Write Facebook/Instagram ad copy for the offer below. Give me 4 variations, each a different angle: 1. Problem-first (call out the pain, then the fix). 2. Benefit-first (lead with the transformation/result). 3. Social proof (lead with a result, number, or what others say). 4. Curiosity (an open loop that earns the click). For each variation, write: - Primary text (the main copy — front-load the hook in the first line, since the rest gets truncated behind "See more"). - A headline (under ~40 characters). - A short link description (optional, one line). Rules: - First line of primary text must hook before the "See more" cutoff (~125 characters). - Benefits about the reader, not features about the product. - One clear CTA per ad, matching my goal. - No hype words or fake urgency. No claims I can't back up. - Conversational, not corporate. Offer details: - Product/service: [what it is] - Who it's for + their main pain: [audience + problem] - The core benefit / result: [the payoff] - What makes it different: [your edge] - Campaign goal / CTA: [shop now / sign up / learn more / message us]
How to use it
The four angles exist so you can test, not so you can pick a favorite at your desk. Run two or three against each other and let the click-through and conversion data tell you which message your audience actually responds to — it's frequently not the one you'd have guessed. The first line of the primary text carries the most weight, because everything after ~125 characters hides behind "See more." Make that first line earn the expand.
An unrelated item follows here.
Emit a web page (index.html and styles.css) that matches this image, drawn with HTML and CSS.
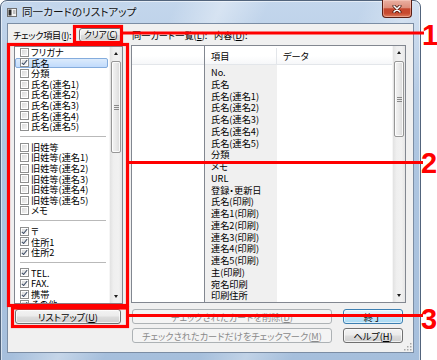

Always pair the copy with the right creative and audience; great copy on the wrong image or the wrong targeting still flops. And keep your claims honest — Facebook's ad review (and your reputation) punishes the hype.
Example output
Problem-first primary text: "Spending your Sundays doing invoices by hand? There's about three hours of your weekend you're never getting back."
Benefit-first headline: "Invoices done in 3 clicks"
Social proof variation: "12,000 freelancers stopped chasing payments late. Here's how."
Each with a matching CTA tuned to the campaign goal.
Variations
Retargeting: Add "This audience already visited but didn't buy. Acknowledge they know us, address the likely hesitation, and add a gentle nudge or offer."
Lead generation: Add "The goal is email sign-ups for a free [lead magnet]. Make the free thing the hero and the ask tiny."
Short-form/Reels ad: Add "This runs as a short video ad. Give me a 3-second spoken hook plus on-screen text for each variation."
Local business: Add "This is a local [type] serving [area]. Work in the location naturally and a reason to act now."
Common pitfalls
Features instead of benefits. "100GB of storage" is a feature; "never delete a photo to make room again" is the benefit. Buyers act on the second.
Burying the hook. If the compelling line sits below the "See more" fold, most people never read it. Front-load relentlessly.
Testing near-identical copy. Two ads with the same angle and different wording teach you nothing. Test genuinely different angles to learn what moves your audience.
Who uses this prompt
Small-business owners running their own paid social, social media managers producing ad sets for clients, e-commerce sellers testing creative, and marketers who need ten solid variations by end of day. It turns one offer into a testable set of angles fast.